Tolunay, ‘yanan alanların imara açılıp otel yapılacağı’ gibi endişeler nedeniyle kamuoyunun çok hassas olduğunu, kamu kurumlarına güvenin azaldığını kaydetti. Profesör, “Kamu kurumlarına güvenin artması lazım. Kamu kurumları, yaptıkları işleri açık, şeffaf ve denetlenebilir bir şekilde kamuoyuyla paylaşırsalar orta vadede bu güven ortamını oluşturmak mümkün” dedi.
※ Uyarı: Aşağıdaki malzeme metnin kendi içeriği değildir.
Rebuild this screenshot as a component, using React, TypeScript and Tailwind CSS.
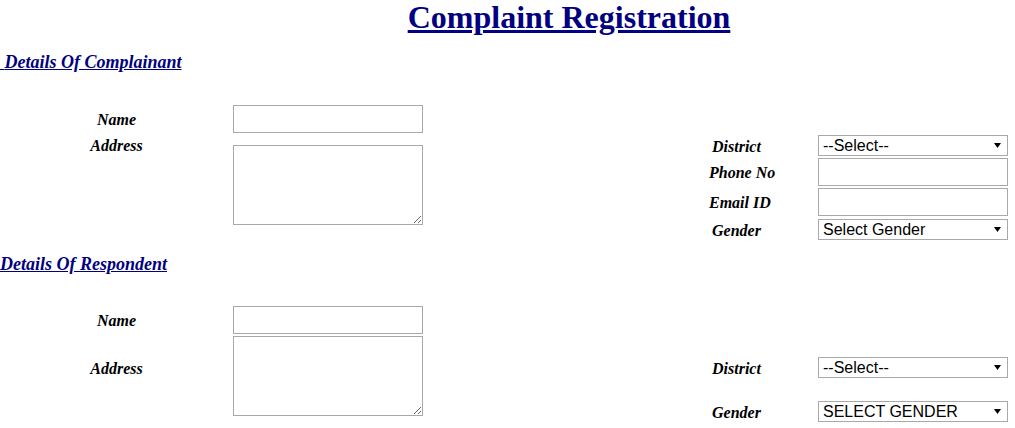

Ataç: Çalışmalar en az üç yıl daha sürecek
Ataç, çalışmaların son bulacağı tarihle ilgili şunları söyledi: “Doğal olarak gençleştirme yapılacak alanlarda şubat sonuna kadar yanan ağaçların tümüyle alandan çıkarılması, kozalak ve dal serme işleminin tamamlanması öngörülmektedir. Sonrasında ağustos ayına kadar bu sahalarda çimlenme takip edilecek, eğer yeterli fidan yoksa bu sahalar da 2022 sonbaharında ağaçlandırma çalışmalarına hazır hale getirilecektir. Ağaçlandırma yapılacak alanlardaki tohum ekimi planlanan yerlerde, 2022 sonbaharında ince dal serilmesi işleminin ve tohum ekiminin yapılmış olması, fidan dikimi yapılacak sahalarda arazi hazırlığı çalışmalarının tamamlanmış olması hedeflenmektedir. 2023 Şubat ayına kadar dikimlerin tamamlanması öngörülmektedir. Ancak doğal gençleştirme alanlarında yeterli çimlenme olması ve bunların yaşaması ile dikim çalışmalarının tamamlanarak sahada başarılı gençlik elde edilmesi, çalışmaların bittiği anlamına gelmemektedir. Özellikle ağaçlandırma alanlarında en az üç yıllık süre içinde, ot alma, çapalama, sürgün kontrolü gibi çalışmaların yapılmasına ve yine bu sürede kuruyan fidanların yerine yeni fidanların dikilmesi çalışmalarının yapılmasına ihtiyaç bulunmaktadır.”